Zeytin ağacı için en verimli ortam yazları sıcak, kışları ise ılıman geçen iklimlerdir. Zeytin ağacı ışığı, güneşi ve 15°C üstündeki sıcaklığı sever. Derinlere uzayan kökleri sayesinde kalkerli, çakıllı, taşlı ve kurak topraklarda yetiştirilmeye elverişlidir. Yıllık ortalama 220 mm yağış, zeytin ağacının verimli bir şekilde büyümesi için yeterlidir. Zeytin ağacı genellikle rakımı düşük coğrafyalarda yetişir. Çalı görünümündeki zeytin ağacının yapraklarının üst yüzü koyu, alt yüzü ise gümüş rengindedir. Yapraklar mükemmel bir düzen içinde dalın iki tarafından karşılıklı olarak çıkar. Ortalama 40-50 cm genişliğindeki gövde çürümeye karşı çok dayanıklıdır. Ağaç yaşlanınca yumrulardan gelişen yeni uçlar gövdeyi tazeler. Ortalama boyu 2-10 m olan zeytin ağacı bir yıl bol, bir yıl az ürün verir. Çiçek verme mevsimi Kuzey Yarım Küre’de Nisan ve Haziran ayları arasındadır. Yeşil zeytinler Ağustos ayı sonundan Kasım ayı başına kadar olan süre içinde olgunlaşır.

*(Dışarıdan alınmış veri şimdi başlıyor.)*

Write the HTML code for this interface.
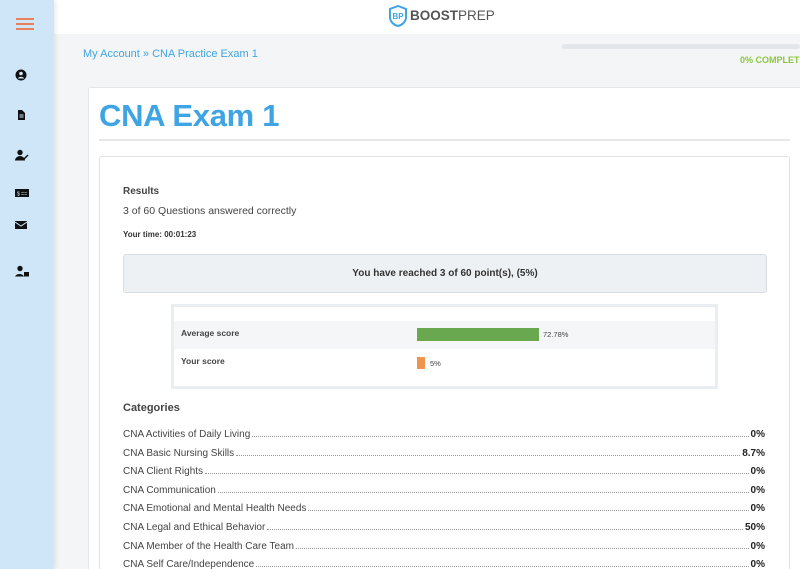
<!DOCTYPE html>
<html><head><style>
*{margin:0;padding:0;box-sizing:border-box}
html,body{width:800px;height:569px;overflow:hidden}
body{background:#f4f5f6;font-family:"Liberation Sans",sans-serif;position:relative}
.side{position:absolute;left:0;top:0;width:54px;height:569px;background:#cfe6f8;box-shadow:2px 0 4px rgba(0,0,0,.08);z-index:2}
.hdr{position:absolute;left:54px;top:0;right:0;height:34px;background:#fff}
.ic{position:absolute;left:15px;width:12px;height:12px}
.crumb{position:absolute;left:83px;top:48px;font-size:11px;color:#3ea4e3}
.prog{position:absolute;left:562px;top:44px;width:238px;height:5px;background:#e3e7ec;border-radius:3px}
.comp{position:absolute;left:740px;top:55px;font-size:9px;font-weight:bold;color:#8cc63f;white-space:nowrap}
.card{position:absolute;left:88px;top:87px;width:712px;height:482px;background:#fff;border:1px solid #e4e6e8;border-right:none;border-bottom:none;border-radius:3px 0 0 0}
h1{position:absolute;left:99px;top:98px;font-size:31px;color:#3ea4e3;font-weight:bold;letter-spacing:-.3px}
.rule{position:absolute;left:99px;top:139px;width:691px;height:2px;background:#e6e8ea}
.inner{position:absolute;left:99px;top:156px;width:691px;height:413px;background:#fff;border:1px solid #e0e3e6;border-bottom:none;border-radius:3px 3px 0 0}
.t{position:absolute;color:#444;white-space:nowrap}
.reach{position:absolute;left:123px;top:254px;width:644px;height:39px;background:#eef1f4;border:1px solid #d7dde3;border-radius:3px;text-align:center;line-height:37px;font-size:10px;font-weight:bold;color:#333}
.chart{position:absolute;left:171px;top:304px;width:547px;height:85px;border:3px solid #e9eef2;background:#fff}
.row{position:absolute;left:123px;width:642px;height:14px;font-size:10px;color:#444;display:flex;align-items:flex-end}
.row .d{flex:1;border-bottom:1px dotted #999;margin:0 2px 3px}
.row b{color:#222}
</style></head><body>
<div class="side">
 <div style="position:absolute;left:16px;top:18px;width:18px;height:1.5px;background:#e9805a;box-shadow:0 5px 0 #e9805a,0 10px 0 #e9805a"></div>
 <svg class="ic" style="top:69px" viewBox="0 0 12 12"><circle cx="6" cy="6" r="5.5" fill="#111"/><circle cx="6" cy="4.5" r="1.8" fill="#cfe6f8"/><path d="M2.8 9.5a3.5 3 0 0 1 6.4 0" fill="#cfe6f8"/></svg>
 <svg class="ic" style="top:109px" viewBox="0 0 12 12"><path d="M3 1h4l3 3v7H3z" fill="#111"/><path d="M4.5 6h4M4.5 8h4" stroke="#cfe6f8"/></svg>
 <svg class="ic" style="top:149px;width:14px" viewBox="0 0 14 12"><circle cx="5" cy="3.5" r="2.7" fill="#111"/><path d="M0 11.5a5 4.5 0 0 1 10 0z" fill="#111"/><path d="M9 10l4-4" stroke="#111" stroke-width="1.5"/></svg>
 <svg class="ic" style="top:187px;width:14px" viewBox="0 0 14 12"><rect x="0" y="2" width="14" height="8" fill="#111"/><text x="2" y="8.5" font-size="5" fill="#cfe6f8">$ ==</text></svg>
 <svg class="ic" style="top:219px" viewBox="0 0 12 12"><rect x="0" y="2" width="12" height="8" fill="#111"/><path d="M0 3l6 4 6-4" stroke="#cfe6f8" fill="none"/></svg>
 <svg class="ic" style="top:265px;width:14px" viewBox="0 0 14 12"><circle cx="5" cy="3.5" r="2.7" fill="#111"/><path d="M0 11.5a5 4.5 0 0 1 9 0z" fill="#111"/><rect x="9" y="7" width="5" height="4.5" fill="#111"/></svg>
</div>
<div class="hdr">
 <svg style="position:absolute;left:334px;top:5px" width="20" height="22" viewBox="0 0 20 22"><path d="M10 1L18 4v8c0 5-4 8-8 9-4-1-8-4-8-9V4z" fill="none" stroke="#3ea4e3" stroke-width="2"/><text x="4.5" y="14" font-size="8" font-weight="bold" fill="#3ea4e3">BP</text></svg>
 <div style="position:absolute;left:356px;top:8px;font-size:13.5px;color:#555"><b>BOOST</b>PREP</div>
</div>
<div class="crumb">My Account » CNA Practice Exam 1</div>
<div class="prog"></div>
<div class="comp">0% COMPLETE</div>
<div class="card"></div>
<h1>CNA Exam 1</h1>
<div class="rule"></div>
<div class="inner"></div>
<div class="t" style="left:123px;top:186px;font-size:10px;font-weight:bold">Results</div>
<div class="t" style="left:123px;top:205px;font-size:10.5px">3 of 60 Questions answered correctly</div>
<div class="t" style="left:123px;top:230px;font-size:8px;font-weight:bold;color:#333">Your time: 00:01:23</div>
<div class="reach">You have reached 3 of 60 point(s), (5%)</div>
<div class="chart">
 <div style="position:absolute;left:0;top:14px;width:541px;height:28px;background:#f5f6f7"></div>
 <div class="t" style="left:7px;top:21px;font-size:8.5px;font-weight:bold">Average score</div>
 <div style="position:absolute;left:243px;top:21px;width:122px;height:13px;background:#6aa84f"></div>
 <div class="t" style="left:369px;top:23px;font-size:7.5px">72.78%</div>
 <div class="t" style="left:7px;top:49px;font-size:8.5px;font-weight:bold">Your score</div>
 <div style="position:absolute;left:243px;top:50px;width:8px;height:12px;background:#f0944d"></div>
 <div class="t" style="left:256px;top:52px;font-size:7.5px">5%</div>
</div>
<div class="t" style="left:123px;top:402px;font-size:11px;font-weight:bold">Categories</div>
<div class="row" style="top:426px"><span>CNA Activities of Daily Living</span><span class="d"></span><b>0%</b></div>
<div class="row" style="top:445px"><span>CNA Basic Nursing Skills</span><span class="d"></span><b>8.7%</b></div>
<div class="row" style="top:463px"><span>CNA Client Rights</span><span class="d"></span><b>0%</b></div>
<div class="row" style="top:482px"><span>CNA Communication</span><span class="d"></span><b>0%</b></div>
<div class="row" style="top:500px"><span>CNA Emotional and Mental Health Needs</span><span class="d"></span><b>0%</b></div>
<div class="row" style="top:519px"><span>CNA Legal and Ethical Behavior</span><span class="d"></span><b>50%</b></div>
<div class="row" style="top:538px"><span>CNA Member of the Health Care Team</span><span class="d"></span><b>0%</b></div>
<div class="row" style="top:556px"><span>CNA Self Care/Independence</span><span class="d"></span><b>0%</b></div>
</body></html>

Zeytin ağacının yüzlerce çeşidi bilinir. Zeytin çeşidinin rengine, boyutuna, şekline ve büyüme özelliklerine, zeytinyağı niteliklerine de önemli etkisi vardır. Zeytin çeşitleri öncelikle yağ, yemek veya her ikisi için kullanılabilir. Tüketim için yetiştirilen zeytinlere genel olarak “sofralık zeytin” denir.
Pek çok zeytin çeşidi kendi kendine steril ya da neredeyse öylesine olduğundan genellikle tek bir birincil çeşit ve birincil olanı gübreleme yeteneği için seçilen ikincil bir çeşit ile çiftler halinde ekilirler. Son zamanlarda çabalar, hastalığa direnç, hızlı büyüme ve daha büyük veya daha tutarlı mahsuller gibi çiftçiler için yararlı niteliklere sahip hibrit çeşitler üretmeye yöneliktir.

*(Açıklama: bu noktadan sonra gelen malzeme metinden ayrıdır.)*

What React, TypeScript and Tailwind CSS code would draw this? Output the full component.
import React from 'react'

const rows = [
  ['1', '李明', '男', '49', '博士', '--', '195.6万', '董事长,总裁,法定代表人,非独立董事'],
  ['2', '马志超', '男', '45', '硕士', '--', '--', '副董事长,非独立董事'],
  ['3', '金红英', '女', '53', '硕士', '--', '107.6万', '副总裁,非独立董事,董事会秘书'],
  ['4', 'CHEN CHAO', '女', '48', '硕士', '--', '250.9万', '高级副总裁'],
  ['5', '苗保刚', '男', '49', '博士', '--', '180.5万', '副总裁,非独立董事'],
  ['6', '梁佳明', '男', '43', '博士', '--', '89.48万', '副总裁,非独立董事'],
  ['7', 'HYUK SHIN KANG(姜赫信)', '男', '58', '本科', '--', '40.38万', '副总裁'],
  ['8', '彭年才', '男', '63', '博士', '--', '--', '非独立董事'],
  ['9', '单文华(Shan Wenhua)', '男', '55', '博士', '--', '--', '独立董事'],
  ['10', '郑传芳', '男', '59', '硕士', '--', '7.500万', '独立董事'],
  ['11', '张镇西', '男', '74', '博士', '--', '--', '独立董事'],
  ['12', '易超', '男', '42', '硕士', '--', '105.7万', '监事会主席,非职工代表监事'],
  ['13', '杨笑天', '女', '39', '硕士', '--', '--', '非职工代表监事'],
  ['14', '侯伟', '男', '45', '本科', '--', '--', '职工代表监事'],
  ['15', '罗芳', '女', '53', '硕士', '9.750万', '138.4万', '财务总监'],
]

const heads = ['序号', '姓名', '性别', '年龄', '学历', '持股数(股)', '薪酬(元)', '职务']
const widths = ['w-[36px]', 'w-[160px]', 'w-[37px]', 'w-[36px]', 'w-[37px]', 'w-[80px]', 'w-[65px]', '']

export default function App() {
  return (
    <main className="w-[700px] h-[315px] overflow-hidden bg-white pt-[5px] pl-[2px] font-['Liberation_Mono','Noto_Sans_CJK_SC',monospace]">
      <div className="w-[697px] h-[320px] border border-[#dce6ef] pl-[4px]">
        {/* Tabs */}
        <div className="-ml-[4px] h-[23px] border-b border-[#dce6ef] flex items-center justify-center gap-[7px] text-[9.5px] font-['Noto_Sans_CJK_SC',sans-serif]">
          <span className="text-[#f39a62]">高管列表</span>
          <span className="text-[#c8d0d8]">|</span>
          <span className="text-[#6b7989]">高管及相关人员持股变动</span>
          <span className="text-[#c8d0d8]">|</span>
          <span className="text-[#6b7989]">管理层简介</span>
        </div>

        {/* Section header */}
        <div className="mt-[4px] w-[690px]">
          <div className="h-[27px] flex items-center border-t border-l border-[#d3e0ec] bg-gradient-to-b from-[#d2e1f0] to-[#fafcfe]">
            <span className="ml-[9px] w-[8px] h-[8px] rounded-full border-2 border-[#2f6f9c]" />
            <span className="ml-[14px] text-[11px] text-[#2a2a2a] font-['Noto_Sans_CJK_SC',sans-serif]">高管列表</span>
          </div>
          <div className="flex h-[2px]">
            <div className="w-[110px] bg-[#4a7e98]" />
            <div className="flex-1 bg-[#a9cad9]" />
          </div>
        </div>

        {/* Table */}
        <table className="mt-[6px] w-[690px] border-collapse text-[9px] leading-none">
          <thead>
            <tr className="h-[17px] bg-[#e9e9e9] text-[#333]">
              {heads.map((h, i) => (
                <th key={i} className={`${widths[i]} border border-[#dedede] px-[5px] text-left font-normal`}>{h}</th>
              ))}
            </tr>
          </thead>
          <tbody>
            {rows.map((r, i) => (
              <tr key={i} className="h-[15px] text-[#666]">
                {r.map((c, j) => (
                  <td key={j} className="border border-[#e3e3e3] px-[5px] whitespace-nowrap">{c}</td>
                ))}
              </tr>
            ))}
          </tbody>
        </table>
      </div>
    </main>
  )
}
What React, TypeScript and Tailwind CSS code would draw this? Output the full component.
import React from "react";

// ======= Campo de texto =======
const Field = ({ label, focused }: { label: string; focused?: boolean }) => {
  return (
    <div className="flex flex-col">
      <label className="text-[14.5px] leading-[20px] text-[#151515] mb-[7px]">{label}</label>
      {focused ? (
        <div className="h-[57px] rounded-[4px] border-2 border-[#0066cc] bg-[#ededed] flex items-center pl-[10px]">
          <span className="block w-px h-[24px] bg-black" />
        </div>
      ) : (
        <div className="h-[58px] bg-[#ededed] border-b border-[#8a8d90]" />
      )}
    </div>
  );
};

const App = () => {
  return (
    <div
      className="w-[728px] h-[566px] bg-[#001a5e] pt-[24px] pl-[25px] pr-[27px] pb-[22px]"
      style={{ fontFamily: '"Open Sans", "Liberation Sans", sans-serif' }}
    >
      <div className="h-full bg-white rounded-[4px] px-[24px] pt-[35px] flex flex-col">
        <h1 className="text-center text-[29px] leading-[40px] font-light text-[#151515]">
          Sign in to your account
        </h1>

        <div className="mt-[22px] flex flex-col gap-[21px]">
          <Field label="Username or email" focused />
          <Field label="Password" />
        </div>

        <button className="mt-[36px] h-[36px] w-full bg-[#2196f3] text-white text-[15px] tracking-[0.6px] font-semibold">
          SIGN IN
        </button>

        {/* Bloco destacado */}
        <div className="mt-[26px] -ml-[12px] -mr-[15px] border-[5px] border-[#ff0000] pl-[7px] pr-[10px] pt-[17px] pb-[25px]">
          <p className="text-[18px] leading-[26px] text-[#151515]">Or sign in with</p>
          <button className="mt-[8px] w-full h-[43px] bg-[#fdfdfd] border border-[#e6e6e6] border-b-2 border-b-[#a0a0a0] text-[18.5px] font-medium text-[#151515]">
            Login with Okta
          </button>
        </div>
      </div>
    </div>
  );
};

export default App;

Zeytin hasadında toplama şekilleri binlerce yıldan bu yana neredeyse değişmemiştir ve asırlar boyunca elle toplama ya da sırıkla silkme yöntemi kullanılmıştır. Hasat, Ekim ile Şubat ayları arasında yapılır. Ülkemizde eskiden kullanılan sırıkla silkme yerine yavaş yavaş makineli hasat uygulanmaya başlamıştır. Günümüzde zeytin hasadında kullanılan makinelerde gövde veya dal sarsma, yerdeki meyveleri emici ekipmanlarla toplama yöntemlerinden yararlanılmaktadır. Elle toplamada sağma veya taraklama yöntemi, yerden toplamada ise merdane veya fırça kullanılır. Uygulamada en fazla emek gerektiren yöntem elle toplamadır. Saatte en fazla 9-10 kg zeytinin toplandığı bu yöntem, meyve sağlam ise asidite seviyesi %0,8’den az, tat, aroma ve lezzet gibi duyusal özellikler bakımından en iyi kalitede natürel sızma zeytinyağı üretilmesini sağlar.